Skip to content

HuggingFace Model Download Guide for Cortex

Date: October 4, 2025
Purpose: Complete guide for downloading and preparing HuggingFace models for both online and offline Cortex deployments


🎯 Overview

This guide provides comprehensive instructions for downloading models from HuggingFace Hub and preparing them for use with Cortex.

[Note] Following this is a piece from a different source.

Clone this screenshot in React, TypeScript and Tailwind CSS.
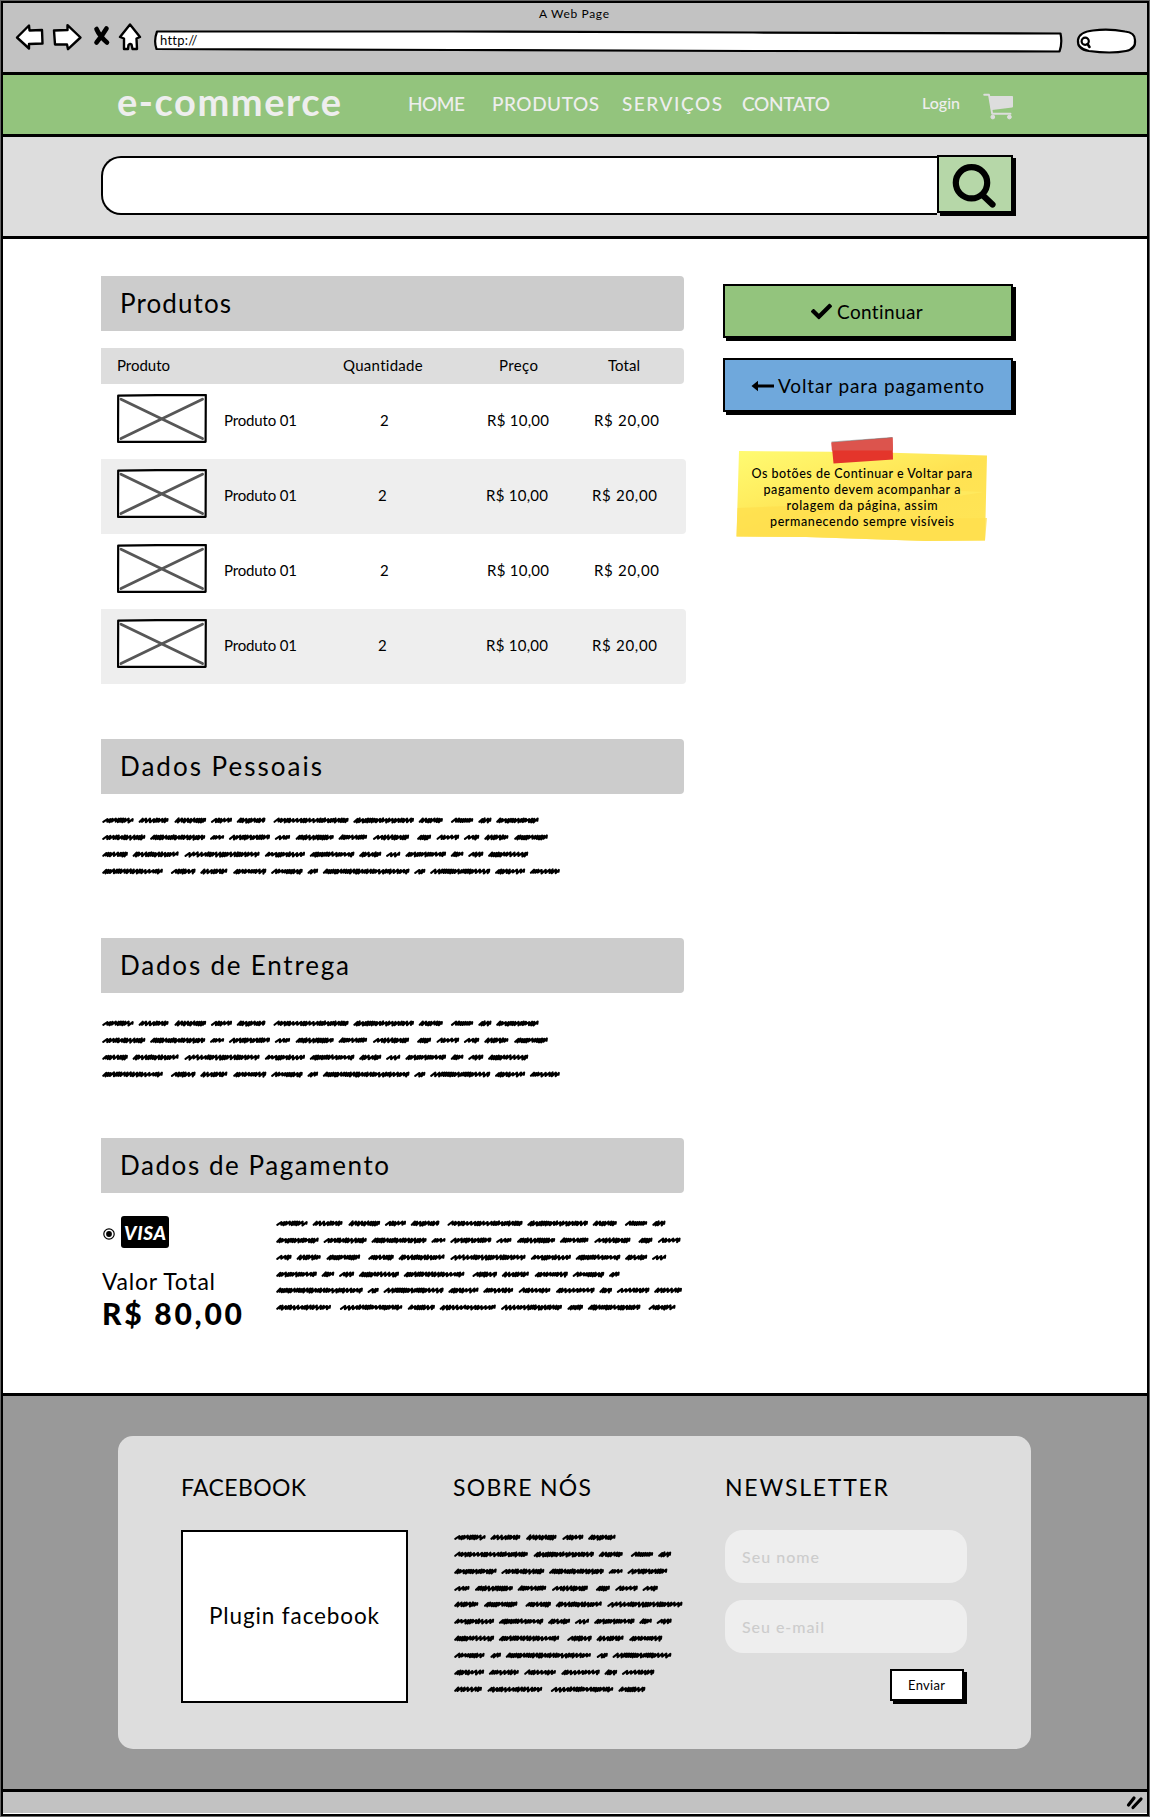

It covers both online (internet-connected) and offline (air-gapped) deployment scenarios.

What you'll learn: - ✅ How to install HuggingFace tools on Linux - ✅ Multiple methods to download models (git clone, huggingface_hub, transformers) - ✅ Preparing models for offline use - ✅ Integrating downloaded models with Cortex - ✅ Troubleshooting common issues


📋 Prerequisites

System Requirements

  • Linux machine (Ubuntu/Debian/RHEL/CentOS)
  • Python 3.8+ installed
  • At least 20GB free disk space (for large models)
  • Internet connection (for initial downloads)

Required Tools

# Essential tools
sudo apt-get update
sudo apt-get install -y git curl wget

# Git LFS for large files
sudo apt-get install -y git-lfs
git lfs install

# Python packages
pip install --upgrade pip
pip install huggingface_hub transformers torch

Verify installation:

git --version          # Should show Git 2.0+
git lfs version        # Should show Git LFS version
python3 --version      # Should show Python 3.8+
pip list | grep huggingface  # Should show huggingface_hub


Best for: Complete model repositories, offline preparation, air-gapped environments

Step 1: Find Your Model

  1. Browse HuggingFace Hub: https://huggingface.co/models
  2. Search for your model (e.g., "meta-llama/Llama-3-8B-Instruct")
  3. Note the repository URL: https://huggingface.co/meta-llama/Llama-3-8B-Instruct

Step 2: Clone the Repository

# Basic clone (public models)
git clone https://huggingface.co/meta-llama/Llama-3-8B-Instruct

# For gated models (requires authentication)
git clone https://huggingface.co/meta-llama/Llama-3-8B-Instruct
# You'll be prompted for HuggingFace username and token

Step 3: Verify Download

cd Llama-3-8B-Instruct
ls -la

# Expected files for a complete model:
# ├── config.json              # Model configuration
# ├── pytorch_model.bin        # PyTorch weights (or model-*.safetensors)
# ├── tokenizer.json           # Tokenizer files
# ├── tokenizer_config.json
# ├── special_tokens_map.json
# └── README.md                # Model documentation

Step 4: Prepare for Cortex

# Move to Cortex models directory
sudo mkdir -p /var/cortex/models
sudo mv Llama-3-8B-Instruct /var/cortex/models/

# Set proper permissions
sudo chown -R $USER:$USER /var/cortex/models/Llama-3-8B-Instruct
chmod -R 755 /var/cortex/models/Llama-3-8B-Instruct

Result: Model ready for Cortex offline mode!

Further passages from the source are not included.